● Your task: Every line of the records must be repeated exactly; pictures stay out.

● Information given:
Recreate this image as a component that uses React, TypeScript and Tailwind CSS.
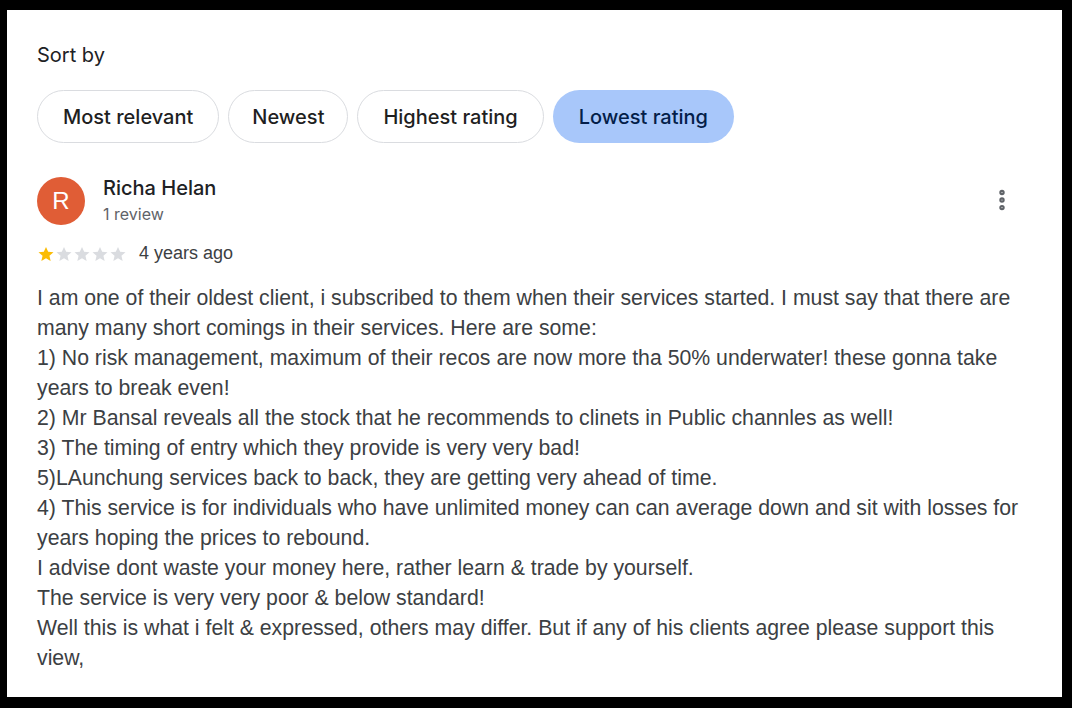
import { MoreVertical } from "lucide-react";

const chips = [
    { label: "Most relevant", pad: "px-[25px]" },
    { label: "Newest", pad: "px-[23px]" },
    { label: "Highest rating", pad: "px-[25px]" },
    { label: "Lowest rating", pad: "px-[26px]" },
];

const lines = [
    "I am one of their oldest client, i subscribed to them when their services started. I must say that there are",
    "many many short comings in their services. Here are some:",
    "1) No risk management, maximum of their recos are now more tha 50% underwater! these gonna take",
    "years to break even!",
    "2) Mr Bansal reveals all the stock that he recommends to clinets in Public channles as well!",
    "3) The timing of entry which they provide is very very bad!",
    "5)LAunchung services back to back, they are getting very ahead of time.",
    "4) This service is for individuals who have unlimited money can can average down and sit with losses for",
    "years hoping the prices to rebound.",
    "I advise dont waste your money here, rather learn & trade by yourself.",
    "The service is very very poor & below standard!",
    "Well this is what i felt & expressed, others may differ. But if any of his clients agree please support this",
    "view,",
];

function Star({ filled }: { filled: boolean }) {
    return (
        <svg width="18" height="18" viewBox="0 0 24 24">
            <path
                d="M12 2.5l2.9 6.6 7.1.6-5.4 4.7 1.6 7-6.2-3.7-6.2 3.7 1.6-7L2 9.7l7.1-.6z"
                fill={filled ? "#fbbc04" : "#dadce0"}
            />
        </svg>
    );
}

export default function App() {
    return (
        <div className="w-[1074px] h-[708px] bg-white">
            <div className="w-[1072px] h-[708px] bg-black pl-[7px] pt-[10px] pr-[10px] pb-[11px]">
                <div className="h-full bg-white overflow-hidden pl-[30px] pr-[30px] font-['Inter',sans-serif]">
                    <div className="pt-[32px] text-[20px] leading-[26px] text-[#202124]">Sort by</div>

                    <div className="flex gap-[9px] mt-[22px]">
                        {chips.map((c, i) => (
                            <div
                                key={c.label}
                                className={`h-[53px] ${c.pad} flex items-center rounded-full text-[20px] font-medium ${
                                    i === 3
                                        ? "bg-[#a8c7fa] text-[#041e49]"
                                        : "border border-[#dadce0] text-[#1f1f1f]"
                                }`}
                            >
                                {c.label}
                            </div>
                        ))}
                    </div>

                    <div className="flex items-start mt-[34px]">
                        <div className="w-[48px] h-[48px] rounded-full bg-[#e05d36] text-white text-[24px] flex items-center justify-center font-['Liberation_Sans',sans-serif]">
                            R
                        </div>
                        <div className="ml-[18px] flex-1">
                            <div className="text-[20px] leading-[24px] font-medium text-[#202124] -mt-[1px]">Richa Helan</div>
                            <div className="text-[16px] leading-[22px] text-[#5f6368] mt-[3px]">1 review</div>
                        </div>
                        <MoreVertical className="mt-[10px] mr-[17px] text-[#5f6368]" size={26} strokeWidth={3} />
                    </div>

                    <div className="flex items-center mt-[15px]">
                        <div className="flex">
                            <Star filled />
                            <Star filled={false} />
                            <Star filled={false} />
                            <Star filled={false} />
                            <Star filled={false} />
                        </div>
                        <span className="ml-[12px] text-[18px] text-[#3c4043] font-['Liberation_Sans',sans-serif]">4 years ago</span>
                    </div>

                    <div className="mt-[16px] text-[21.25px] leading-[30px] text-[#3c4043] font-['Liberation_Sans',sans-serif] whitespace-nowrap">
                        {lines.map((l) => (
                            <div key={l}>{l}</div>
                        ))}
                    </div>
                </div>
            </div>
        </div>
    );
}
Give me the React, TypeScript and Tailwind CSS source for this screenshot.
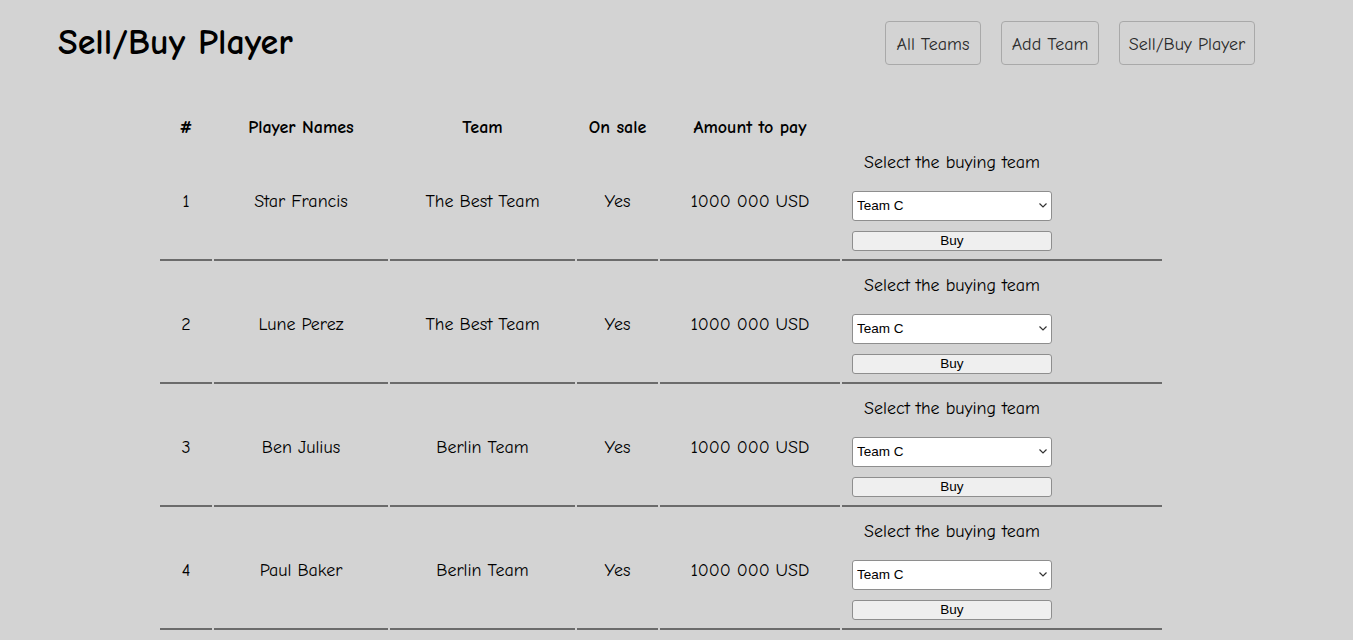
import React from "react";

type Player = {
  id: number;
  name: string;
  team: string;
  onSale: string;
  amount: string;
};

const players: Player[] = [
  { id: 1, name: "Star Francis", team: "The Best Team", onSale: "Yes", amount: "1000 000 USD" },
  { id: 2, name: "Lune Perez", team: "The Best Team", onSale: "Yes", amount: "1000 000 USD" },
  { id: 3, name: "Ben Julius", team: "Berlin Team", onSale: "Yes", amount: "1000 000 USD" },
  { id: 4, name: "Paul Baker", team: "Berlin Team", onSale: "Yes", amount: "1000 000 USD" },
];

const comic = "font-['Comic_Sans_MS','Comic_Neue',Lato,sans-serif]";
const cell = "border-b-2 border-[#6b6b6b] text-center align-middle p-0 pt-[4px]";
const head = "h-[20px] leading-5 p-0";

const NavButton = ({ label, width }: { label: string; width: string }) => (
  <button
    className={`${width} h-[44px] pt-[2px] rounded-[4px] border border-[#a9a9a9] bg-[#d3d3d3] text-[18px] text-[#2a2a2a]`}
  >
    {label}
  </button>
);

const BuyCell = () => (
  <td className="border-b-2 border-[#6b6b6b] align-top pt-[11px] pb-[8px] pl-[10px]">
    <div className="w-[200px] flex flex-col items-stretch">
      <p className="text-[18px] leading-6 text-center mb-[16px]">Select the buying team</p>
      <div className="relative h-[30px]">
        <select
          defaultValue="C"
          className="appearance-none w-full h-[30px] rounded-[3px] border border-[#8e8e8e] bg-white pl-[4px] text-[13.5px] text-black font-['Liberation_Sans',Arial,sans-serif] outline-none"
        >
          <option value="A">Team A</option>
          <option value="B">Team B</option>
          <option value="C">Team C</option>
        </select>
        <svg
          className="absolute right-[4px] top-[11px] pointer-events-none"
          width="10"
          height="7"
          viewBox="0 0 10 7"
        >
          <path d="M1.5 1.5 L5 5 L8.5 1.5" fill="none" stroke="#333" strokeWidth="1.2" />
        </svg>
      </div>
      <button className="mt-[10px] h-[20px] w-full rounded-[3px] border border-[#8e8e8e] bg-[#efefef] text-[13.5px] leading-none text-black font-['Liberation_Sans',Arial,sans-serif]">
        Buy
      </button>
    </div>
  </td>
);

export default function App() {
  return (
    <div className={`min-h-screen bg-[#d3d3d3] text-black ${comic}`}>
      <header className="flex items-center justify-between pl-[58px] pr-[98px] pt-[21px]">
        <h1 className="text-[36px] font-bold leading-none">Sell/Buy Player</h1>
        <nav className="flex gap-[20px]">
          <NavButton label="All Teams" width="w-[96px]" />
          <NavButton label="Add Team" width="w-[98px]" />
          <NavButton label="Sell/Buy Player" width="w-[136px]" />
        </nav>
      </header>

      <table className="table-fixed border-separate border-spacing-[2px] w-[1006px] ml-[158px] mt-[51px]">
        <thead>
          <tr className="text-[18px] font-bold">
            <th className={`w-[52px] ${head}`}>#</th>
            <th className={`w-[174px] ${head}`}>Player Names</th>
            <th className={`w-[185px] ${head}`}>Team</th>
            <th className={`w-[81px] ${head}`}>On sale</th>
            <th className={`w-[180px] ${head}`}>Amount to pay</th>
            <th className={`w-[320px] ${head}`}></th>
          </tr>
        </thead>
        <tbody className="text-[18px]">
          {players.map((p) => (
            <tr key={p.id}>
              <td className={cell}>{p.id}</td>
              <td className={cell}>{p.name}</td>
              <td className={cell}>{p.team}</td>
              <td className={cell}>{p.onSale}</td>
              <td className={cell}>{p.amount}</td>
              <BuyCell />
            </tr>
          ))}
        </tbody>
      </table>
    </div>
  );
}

● Response:
Recreate this image as a component that uses React, TypeScript and Tailwind CSS.
import { MoreVertical } from "lucide-react";

const chips = [
    { label: "Most relevant", pad: "px-[25px]" },
    { label: "Newest", pad: "px-[23px]" },
    { label: "Highest rating", pad: "px-[25px]" },
    { label: "Lowest rating", pad: "px-[26px]" },
];

const lines = [
    "I am one of their oldest client, i subscribed to them when their services started. I must say that there are",
    "many many short comings in their services. Here are some:",
    "1) No risk management, maximum of their recos are now more tha 50% underwater! these gonna take",
    "years to break even!",
    "2) Mr Bansal reveals all the stock that he recommends to clinets in Public channles as well!",
    "3) The timing of entry which they provide is very very bad!",
    "5)LAunchung services back to back, they are getting very ahead of time.",
    "4) This service is for individuals who have unlimited money can can average down and sit with losses for",
    "years hoping the prices to rebound.",
    "I advise dont waste your money here, rather learn & trade by yourself.",
    "The service is very very poor & below standard!",
    "Well this is what i felt & expressed, others may differ. But if any of his clients agree please support this",
    "view,",
];

function Star({ filled }: { filled: boolean }) {
    return (
        <svg width="18" height="18" viewBox="0 0 24 24">
            <path
                d="M12 2.5l2.9 6.6 7.1.6-5.4 4.7 1.6 7-6.2-3.7-6.2 3.7 1.6-7L2 9.7l7.1-.6z"
                fill={filled ? "#fbbc04" : "#dadce0"}
            />
        </svg>
    );
}

export default function App() {
    return (
        <div className="w-[1074px] h-[708px] bg-white">
            <div className="w-[1072px] h-[708px] bg-black pl-[7px] pt-[10px] pr-[10px] pb-[11px]">
                <div className="h-full bg-white overflow-hidden pl-[30px] pr-[30px] font-['Inter',sans-serif]">
                    <div className="pt-[32px] text-[20px] leading-[26px] text-[#202124]">Sort by</div>

                    <div className="flex gap-[9px] mt-[22px]">
                        {chips.map((c, i) => (
                            <div
                                key={c.label}
                                className={`h-[53px] ${c.pad} flex items-center rounded-full text-[20px] font-medium ${
                                    i === 3
                                        ? "bg-[#a8c7fa] text-[#041e49]"
                                        : "border border-[#dadce0] text-[#1f1f1f]"
                                }`}
                            >
                                {c.label}
                            </div>
                        ))}
                    </div>

                    <div className="flex items-start mt-[34px]">
                        <div className="w-[48px] h-[48px] rounded-full bg-[#e05d36] text-white text-[24px] flex items-center justify-center font-['Liberation_Sans',sans-serif]">
                            R
                        </div>
                        <div className="ml-[18px] flex-1">
                            <div className="text-[20px] leading-[24px] font-medium text-[#202124] -mt-[1px]">Richa Helan</div>
                            <div className="text-[16px] leading-[22px] text-[#5f6368] mt-[3px]">1 review</div>
                        </div>
                        <MoreVertical className="mt-[10px] mr-[17px] text-[#5f6368]" size={26} strokeWidth={3} />
                    </div>

                    <div className="flex items-center mt-[15px]">
                        <div className="flex">
                            <Star filled />
                            <Star filled={false} />
                            <Star filled={false} />
                            <Star filled={false} />
                            <Star filled={false} />
                        </div>
                        <span className="ml-[12px] text-[18px] text-[#3c4043] font-['Liberation_Sans',sans-serif]">4 years ago</span>
                    </div>

                    <div className="mt-[16px] text-[21.25px] leading-[30px] text-[#3c4043] font-['Liberation_Sans',sans-serif] whitespace-nowrap">
                        {lines.map((l) => (
                            <div key={l}>{l}</div>
                        ))}
                    </div>
                </div>
            </div>
        </div>
    );
}
Give me the React, TypeScript and Tailwind CSS source for this screenshot.
import React from "react";

type Player = {
  id: number;
  name: string;
  team: string;
  onSale: string;
  amount: string;
};

const players: Player[] = [
  { id: 1, name: "Star Francis", team: "The Best Team", onSale: "Yes", amount: "1000 000 USD" },
  { id: 2, name: "Lune Perez", team: "The Best Team", onSale: "Yes", amount: "1000 000 USD" },
  { id: 3, name: "Ben Julius", team: "Berlin Team", onSale: "Yes", amount: "1000 000 USD" },
  { id: 4, name: "Paul Baker", team: "Berlin Team", onSale: "Yes", amount: "1000 000 USD" },
];

const comic = "font-['Comic_Sans_MS','Comic_Neue',Lato,sans-serif]";
const cell = "border-b-2 border-[#6b6b6b] text-center align-middle p-0 pt-[4px]";
const head = "h-[20px] leading-5 p-0";

const NavButton = ({ label, width }: { label: string; width: string }) => (
  <button
    className={`${width} h-[44px] pt-[2px] rounded-[4px] border border-[#a9a9a9] bg-[#d3d3d3] text-[18px] text-[#2a2a2a]`}
  >
    {label}
  </button>
);

const BuyCell = () => (
  <td className="border-b-2 border-[#6b6b6b] align-top pt-[11px] pb-[8px] pl-[10px]">
    <div className="w-[200px] flex flex-col items-stretch">
      <p className="text-[18px] leading-6 text-center mb-[16px]">Select the buying team</p>
      <div className="relative h-[30px]">
        <select
          defaultValue="C"
          className="appearance-none w-full h-[30px] rounded-[3px] border border-[#8e8e8e] bg-white pl-[4px] text-[13.5px] text-black font-['Liberation_Sans',Arial,sans-serif] outline-none"
        >
          <option value="A">Team A</option>
          <option value="B">Team B</option>
          <option value="C">Team C</option>
        </select>
        <svg
          className="absolute right-[4px] top-[11px] pointer-events-none"
          width="10"
          height="7"
          viewBox="0 0 10 7"
        >
          <path d="M1.5 1.5 L5 5 L8.5 1.5" fill="none" stroke="#333" strokeWidth="1.2" />
        </svg>
      </div>
      <button className="mt-[10px] h-[20px] w-full rounded-[3px] border border-[#8e8e8e] bg-[#efefef] text-[13.5px] leading-none text-black font-['Liberation_Sans',Arial,sans-serif]">
        Buy
      </button>
    </div>
  </td>
);

export default function App() {
  return (
    <div className={`min-h-screen bg-[#d3d3d3] text-black ${comic}`}>
      <header className="flex items-center justify-between pl-[58px] pr-[98px] pt-[21px]">
        <h1 className="text-[36px] font-bold leading-none">Sell/Buy Player</h1>
        <nav className="flex gap-[20px]">
          <NavButton label="All Teams" width="w-[96px]" />
          <NavButton label="Add Team" width="w-[98px]" />
          <NavButton label="Sell/Buy Player" width="w-[136px]" />
        </nav>
      </header>

      <table className="table-fixed border-separate border-spacing-[2px] w-[1006px] ml-[158px] mt-[51px]">
        <thead>
          <tr className="text-[18px] font-bold">
            <th className={`w-[52px] ${head}`}>#</th>
            <th className={`w-[174px] ${head}`}>Player Names</th>
            <th className={`w-[185px] ${head}`}>Team</th>
            <th className={`w-[81px] ${head}`}>On sale</th>
            <th className={`w-[180px] ${head}`}>Amount to pay</th>
            <th className={`w-[320px] ${head}`}></th>
          </tr>
        </thead>
        <tbody className="text-[18px]">
          {players.map((p) => (
            <tr key={p.id}>
              <td className={cell}>{p.id}</td>
              <td className={cell}>{p.name}</td>
              <td className={cell}>{p.team}</td>
              <td className={cell}>{p.onSale}</td>
              <td className={cell}>{p.amount}</td>
              <BuyCell />
            </tr>
          ))}
        </tbody>
      </table>
    </div>
  );
}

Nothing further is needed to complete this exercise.